Algunos en Televisión Española le conocen como el Georgie Dann de las exclusivas, por asumir como propia la inmediatez ajena, otros le bautizaron como Gerardo futbolero por considerarle, con el decálogo del gremio en la mano, el peor periodista deportivo de España y yo he decidido que hoy voy a manchar la tinta de mi blog para presentarles a José Pedrerol, el tipo que se cansó de ser pobre y perdió la “P” de su nombre.
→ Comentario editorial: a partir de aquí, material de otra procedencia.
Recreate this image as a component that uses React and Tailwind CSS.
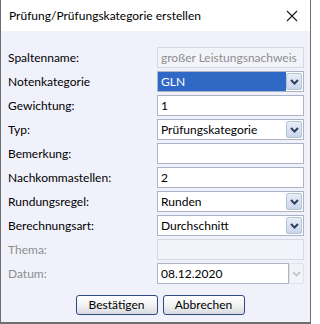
import React from 'react'

const font = { fontFamily: 'Lato, "Noto Sans", sans-serif' }

function Chevron({ disabled }) {
  return (
    <svg width="9" height="6" viewBox="0 0 9 6" className="block">
      <path
        d="M1 1 L4.5 4.5 L8 1"
        fill="none"
        stroke={disabled ? '#c3c8d2' : '#2d3f63'}
        strokeWidth="2"
      />
    </svg>
  )
}

function ArrowButton({ disabled }) {
  return (
    <div
      className={
        disabled
          ? 'w-[15px] h-full flex items-center justify-center border border-[#dfe2ea] rounded-[2px] bg-[#f3f4f9]'
          : 'w-[16px] h-[17px] mr-[1px] flex items-center justify-center border border-[#b5c3d9] rounded-[2px] bg-gradient-to-b from-[#e9eef7] to-[#c9d5ea]'
      }
    >
      <Chevron disabled={disabled} />
    </div>
  )
}

function TextBox({ value = '', disabled }) {
  return (
    <div
      className={
        'w-[147px] h-[21px] flex items-center px-[3px] border text-[12px] whitespace-nowrap overflow-hidden ' +
        (disabled
          ? 'border-[#d6d9e3] bg-[#f3f3fb] text-[#8e8e8e]'
          : 'border-[#abb4c4] bg-white text-black')
      }
    >
      {value}
    </div>
  )
}

function ComboBox({ value, selected }) {
  return (
    <div className="w-[147px] h-[21px] flex items-center border border-[#abb4c4] bg-white text-[12px] whitespace-nowrap">
      <div
        className={
          'flex-1 h-full flex items-center px-[3px] ' +
          (selected ? 'bg-[#3069c5] text-white' : 'text-black')
        }
      >
        {value}
      </div>
      <ArrowButton />
    </div>
  )
}

function DateBox({ value }) {
  return (
    <div className="w-[147px] h-[21px] flex items-stretch text-[12px]">
      <div className="flex-1 flex items-center px-[3px] border border-[#abb4c4] bg-white text-black">
        {value}
      </div>
      <ArrowButton disabled />
    </div>
  )
}

function Row({ label, disabled, children }) {
  return (
    <div className="h-[21px] flex items-center justify-between">
      <span className={'text-[12px] ' + (disabled ? 'text-[#8d8d8d]' : 'text-black')}>{label}</span>
      {children}
    </div>
  )
}

function Button({ children }) {
  return (
    <button
      type="button"
      className="h-[20px] w-[82px] rounded-[3px] border border-[#2c4a7e] bg-gradient-to-b from-white via-[#f2f2f2] to-[#d9dbe2] text-[12px] text-black leading-none"
    >
      {children}
    </button>
  )
}

export default function App() {
  return (
    <div
      className="w-[311px] h-[324px] flex flex-col border-x border-b-2 border-[#6e6e6e] bg-[#f1f1fc] overflow-hidden"
      style={font}
    >
      <div className="h-[31px] bg-white flex items-center justify-between pl-[8px] pr-[12px]">
        <span className="text-[12px] text-black">Prüfung/Prüfungskategorie erstellen</span>
        <svg width="12" height="12" viewBox="0 0 12 12">
          <path d="M1 1 L11 11 M11 1 L1 11" stroke="#1a1a1a" strokeWidth="1.1" />
        </svg>
      </div>

      <div className="flex flex-col gap-[3px] pt-[16px] pl-[7px] pr-[6px]">
        <Row label="Spaltenname:">
          <TextBox value="großer Leistungsnachweis" disabled />
        </Row>
        <Row label="Notenkategorie">
          <ComboBox value="GLN" selected />
        </Row>
        <Row label="Gewichtung:">
          <TextBox value="1" />
        </Row>
        <Row label="Typ:">
          <ComboBox value="Prüfungskategorie" />
        </Row>
        <Row label="Bemerkung:">
          <TextBox />
        </Row>
        <Row label="Nachkommastellen:">
          <TextBox value="2" />
        </Row>
        <Row label="Rundungsregel:">
          <ComboBox value="Runden" />
        </Row>
        <Row label="Berechnungsart:">
          <ComboBox value="Durchschnitt" />
        </Row>
        <Row label="Thema:" disabled>
          <TextBox disabled />
        </Row>
        <Row label="Datum:" disabled>
          <DateBox value="08.12.2020" />
        </Row>
      </div>

      <div className="flex justify-center gap-[5px] mt-[11px] pl-[9px]">
        <Button>Bestätigen</Button>
        <Button>Abbrechen</Button>
      </div>
    </div>
  )
}
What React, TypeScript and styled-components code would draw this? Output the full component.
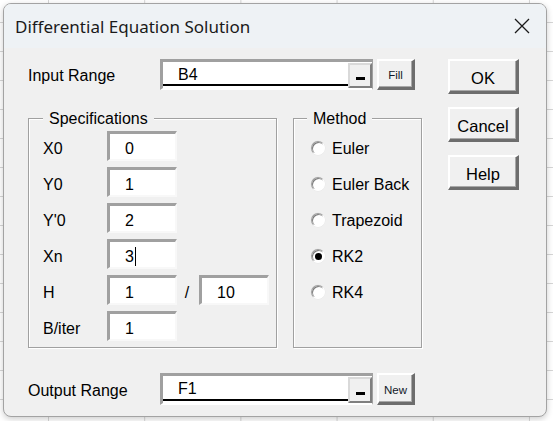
import styled, { createGlobalStyle } from 'styled-components';

const GlobalStyle = createGlobalStyle`
  html, body {
    margin: 0;
    padding: 0;
  }
  body {
    width: 553px;
    height: 421px;
    overflow: hidden;
    background-color: #ffffff;
    background-image:
      linear-gradient(to right, #d6d6d6 1px, transparent 1px),
      linear-gradient(to bottom, #d6d6d6 1px, transparent 1px);
    background-size: 96.2px 29px;
    background-position: 48px 22px;
    font-family: "Liberation Sans", Arial, sans-serif;
  }
`;

const Dialog = styled.div`
  position: absolute;
  left: 3px;
  top: 3px;
  width: 544px;
  height: 414px;
  box-sizing: border-box;
  border: 1px solid #a3a3a3;
  border-radius: 8px;
  background: #f0f0f0;
  overflow: hidden;
  display: flex;
  flex-direction: column;
  box-shadow: 0 2px 6px rgba(0, 0, 0, 0.2);
`;

const TitleBar = styled.div`
  height: 44px;
  flex-shrink: 0;
  display: flex;
  align-items: center;
  justify-content: space-between;
  padding: 0 16px 0 11px;
  background: #eef2f5;
  color: #1a1a1a;
  font-family: "Noto Sans", "Open Sans", sans-serif;
  font-size: 17px;
`;

const Body = styled.div`
  flex: 1;
  display: grid;
  grid-template-columns: 394px 71px;
  column-gap: 26px;
  padding: 11px 0 0 24px;
  color: #000;
  font-size: 16px;
`;

const LeftColumn = styled.div`
  display: flex;
  flex-direction: column;
`;

const RangeRow = styled.div<{ $top: number; $height: number }>`
  display: flex;
  align-items: center;
  height: ${(p) => p.$height}px;
  margin-top: ${(p) => p.$top}px;
`;

const RangeLabel = styled.span`
  width: 132px;
  padding-top: 3px;
`;

const RefEdit = styled.div`
  width: 213px;
  height: 100%;
  box-sizing: border-box;
  display: flex;
  align-items: stretch;
  border-style: solid;
  border-width: 3px 1px 2px 3px;
  border-color: #a0a0a0 #a0a0a0 #ffffff #a0a0a0;
  background: #ffffff;
`;

const RefField = styled.div`
  flex: 1;
  display: flex;
  align-items: center;
  padding: 3px 0 0 15px;
  margin-bottom: 2px;
  border-bottom: 2px solid #000;
`;

const RefButton = styled.div`
  width: 24px;
  margin: 1px 0 0 0;
  box-sizing: border-box;
  display: flex;
  align-items: flex-end;
  justify-content: center;
  padding-bottom: 6px;
  background: #f0f0f0;
  border-style: solid;
  border-width: 2px;
  border-color: #d9d9d9 #808080 #808080 #d9d9d9;
`;

const RefBar = styled.span`
  width: 9px;
  height: 3px;
  background: #000;
`;

const Raised = styled.div`
  box-sizing: border-box;
  display: flex;
  align-items: center;
  justify-content: center;
  background: #f0f0f0;
  border-style: solid;
  border-width: 2px 3px 3px 2px;
  border-color: #ffffff #6d6d6d #6d6d6d #ffffff;
  box-shadow: inset -1px -1px 0 #a8a8a8;
`;

const SmallButton = styled(Raised)`
  width: 38px;
  height: 100%;
  margin-left: 4px;
  padding-top: 2px;
  font-size: 11.5px;
  color: #101828;
`;

const DialogButton = styled(Raised)`
  width: 71px;
  height: 35px;
  padding-top: 4px;
  font-size: 16.5px;
`;

const ButtonColumn = styled.div`
  display: flex;
  flex-direction: column;
  gap: 13px;
`;

const FramesRow = styled.div`
  display: flex;
  gap: 16px;
  margin-top: 28px;
  height: 230px;
`;

const Frame = styled.div<{ $width: number }>`
  position: relative;
  width: ${(p) => p.$width}px;
  box-sizing: border-box;
  border: 1px solid #a0a0a0;
  box-shadow: inset 1px 1px 0 #ffffff, 1px 1px 0 #ffffff;
`;

const Legend = styled.span<{ $left: number }>`
  position: absolute;
  top: -9px;
  left: ${(p) => p.$left}px;
  padding: 0 6px;
  line-height: 18px;
  background: #f0f0f0;
`;

const SpecGrid = styled.div`
  display: grid;
  grid-template-columns: 64px 70px 22px 70px;
  grid-auto-rows: 30px;
  row-gap: 6px;
  align-items: center;
  padding: 12px 0 0 14px;
`;

const SpecLabel = styled.span`
  grid-column: 1;
  padding-top: 5px;
`;

const TextBox = styled.div<{ $col?: number }>`
  grid-column: ${(p) => p.$col ?? 2};
  height: 30px;
  box-sizing: border-box;
  display: flex;
  align-items: center;
  padding: 4px 0 0 15px;
  background: #ffffff;
  border-style: solid;
  border-width: 3px 2px 2px 3px;
  border-color: #a0a0a0 #f8f8f8 #f8f8f8 #a0a0a0;
`;

const Caret = styled.span`
  display: inline-block;
  width: 1px;
  height: 19px;
  margin-left: 1px;
  background: #000;
`;

const Slash = styled.span`
  grid-column: 3;
  text-align: center;
  padding: 5px 2px 0 0;
`;

const RadioList = styled.div`
  display: flex;
  flex-direction: column;
  padding: 11px 0 0 17px;
`;

const RadioRow = styled.div`
  height: 36px;
  display: flex;
  align-items: center;
  gap: 7px;

  & > span:last-child {
    padding-top: 2px;
  }
`;

const Radio = styled.span<{ $checked?: boolean }>`
  width: 14px;
  height: 14px;
  box-sizing: border-box;
  border-radius: 50%;
  display: flex;
  align-items: center;
  justify-content: center;
  background: #ffffff;
  border: 1px solid;
  border-color: #a0a0a0 #ffffff #ffffff #a0a0a0;
  box-shadow: inset 1px 1px 0 #7a7a7a, 0 0 0 0.5px #e8e8e8;

  &::after {
    content: '';
    display: ${(p) => (p.$checked ? 'block' : 'none')};
    width: 7px;
    height: 7px;
    border-radius: 50%;
    background: #000;
  }
`;

const specs = [
  { label: 'X0', value: '0' },
  { label: 'Y0', value: '1' },
  { label: "Y'0", value: '2' },
  { label: 'Xn', value: '3', caret: true },
  { label: 'H', value: '1', extra: '10' },
  { label: 'B/iter', value: '1' },
];

const methods = ['Euler', 'Euler Back', 'Trapezoid', 'RK2', 'RK4'];

function CloseIcon() {
  return (
    <svg width="16" height="16" viewBox="0 0 16 16">
      <path d="M1 1 L15 15 M15 1 L1 15" stroke="#1a1a1a" strokeWidth="1.3" fill="none" />
    </svg>
  );
}

export default function App() {
  return (
    <>
      <GlobalStyle />
      <Dialog>
        <TitleBar>
          <span>Differential Equation Solution</span>
          <CloseIcon />
        </TitleBar>
        <Body>
          <LeftColumn>
            <RangeRow $top={0} $height={31}>
              <RangeLabel>Input Range</RangeLabel>
              <RefEdit>
                <RefField>B4</RefField>
                <RefButton>
                  <RefBar />
                </RefButton>
              </RefEdit>
              <SmallButton>Fill</SmallButton>
            </RangeRow>

            <FramesRow>
              <Frame $width={249}>
                <Legend $left={14}>Specifications</Legend>
                <SpecGrid>
                  {specs.map((s) => (
                    <>
                      <SpecLabel key={s.label}>{s.label}</SpecLabel>
                      <TextBox>
                        {s.value}
                        {s.caret && <Caret />}
                      </TextBox>
                      {s.extra && (
                        <>
                          <Slash>/</Slash>
                          <TextBox $col={4}>{s.extra}</TextBox>
                        </>
                      )}
                    </>
                  ))}
                </SpecGrid>
              </Frame>
              <Frame $width={129}>
                <Legend $left={13}>Method</Legend>
                <RadioList>
                  {methods.map((m) => (
                    <RadioRow key={m}>
                      <Radio $checked={m === 'RK2'} />
                      <span>{m}</span>
                    </RadioRow>
                  ))}
                </RadioList>
              </Frame>
            </FramesRow>

            <RangeRow $top={25} $height={32}>
              <RangeLabel>Output Range</RangeLabel>
              <RefEdit>
                <RefField>F1</RefField>
                <RefButton>
                  <RefBar />
                </RefButton>
              </RefEdit>
              <SmallButton>New</SmallButton>
            </RangeRow>
          </LeftColumn>

          <ButtonColumn>
            <DialogButton>OK</DialogButton>
            <DialogButton>Cancel</DialogButton>
            <DialogButton>Help</DialogButton>
          </ButtonColumn>
        </Body>
      </Dialog>
    </>
  );
}
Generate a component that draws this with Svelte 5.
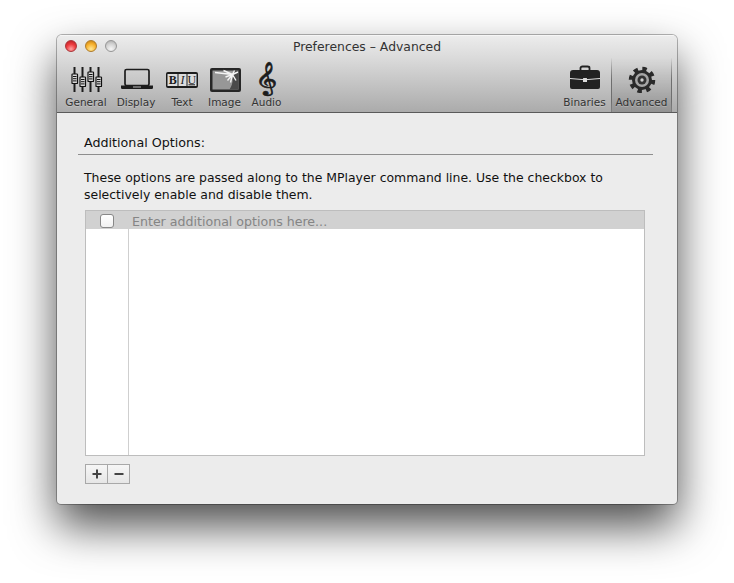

Resulta tan extraño llamar Josep a un catalán tan alejado de Cataluña y a un culé tan dañino para el Barcelona que parece más coherente renombrar a Pedrerol con un castizo José. A veces me pregunto qué queda de aquel joven periodista que desafiaba en los años noventa a los personajes más poderosos del fútbol español. Era incisivo como un bisturí y temido como un infarto, consiguió convertir el palco de cualquier estadio en la zona cero de su propio huracán. Allí dónde acercaba su afilada figura se mascaba la tensión y la tragedia. Pedrerol no hacía distinciones ni prisioneros ante el catálogo de personalidades porque en Canal Plus le habían encargado una labor: Encontrar la verdad entre un ejército de mentirosos. Hizo de los descansos dominicales otro motivo de expectación en los partidos, convirtió su micrófono en un arma rígida como el acero y fría como una espada.
Canal Plus ejerció su derecho al honor y le vetó de su historia, porque para asociar su trayectoria a la palabra seriedad ya no hubo un “día antes” y difícilmente habrá un “día después”. De aquella época ya no queda ni el polvo de los recuerdos, mutilados como la letra “P” de Josep. Ahora, en su retiro profesional remunerado, prefiere pasar la madrugada incordiando a la parroquia culé porque es más sencillo insinuar que investigar e imaginar que indagar. Se ha convertido en un francotirador descontrolado de jugadores blaugranas, en un fumigador asalariado de la grandeza culé, un asesino selectivo de reputaciones que perdió involuntariamente la excusa anacrónica de hacer un programa tan ridículo por falta de medios. Las noches de nitro se han transformado en una orgía de manipulaciones disfrazas por un tipo despojado de la más mínima sensibilidad. Un templo del mal gusto decorado con sonrisas de porcelana cuya existencia obedece al único objetivo de hacer rabiar a unos y hacer reír a los demás. El único programa del mundo donde el presentador no mira a la cámara, sino que la cámara le mira a él. Ha construido el paraíso del fanatismo blanco sobre las ruinas de un hipotético infierno culé.
Todas las noches se coloca bajo un foco rodeado de viejos sicarios sin alma que venden su sentido común por un mísero porcentaje de la audiencia. Los jóvenes tertulianos ya no tienen perdón de dios porque como la muerte, lo único que no tiene remedio es la pérdida de la inocencia. El saco de piedras lo cargarán de por vida. La desventaja cualitativa y cuantitativa convocada en el plató enfrenta a neutrales desmotivados y a barcelonistas decorativos en una lucha programada contra madridistas incontrolados por suavizar el cataclismo culé, bajo la atenta batuta del moderador desbocado.
Pedrerol, el hombre que se cansó de ser pobre, el pluriempleado de la mala fe que ameniza la sobremesa diurna madridista con un producto tan sumamente decadente que si fuese comestible haría vomitar a cualquiera con un mínimo de paladar. Despojado de falsos aduladores al mediodía, el descaro no es el mismo pero la herida por ser sibilina es mucho mayor. Un informativo deportivo tan dañino como su discurso no debería estar permitido en un horario infantil. Pedrerol rescata de la noche para exponerla de día, su catedral de maniqueísmos donde los blancos regresan al cielo bañados en Channel y los culés aún deambulan por un infierno putrefacto. Un sitio donde la envidia, el rencor, las mentiras y el injusto ajuste de cuentas no dejan hueco para el decoro. Ni los ridículos datos de audiencia consiguen apartarle del camino.
No hay descanso para aquellos peregrinos atrevidos a caminar por la tierra del infiel que ha diseñado un hostal donde solo pernoctan los fanáticos, un escaparate a la vista de todos para zapeadores nerviosos, el bar de la esquina de un dueño con mala leche que reúne todos los vicios a evitar en el periodismo, en el deporte y en la vida. No tengan miedo, observen sin temor el expositor transparente de las vísceras blaugranas. Todos los días hay entierro a las tres, aquel féretro que se pasea por la Sexta contiene sus restos mortales y Pedrerol cansado de ser pobre y de la “P” de su nombre actúa por mandato divino de un ser superior como único oficiante.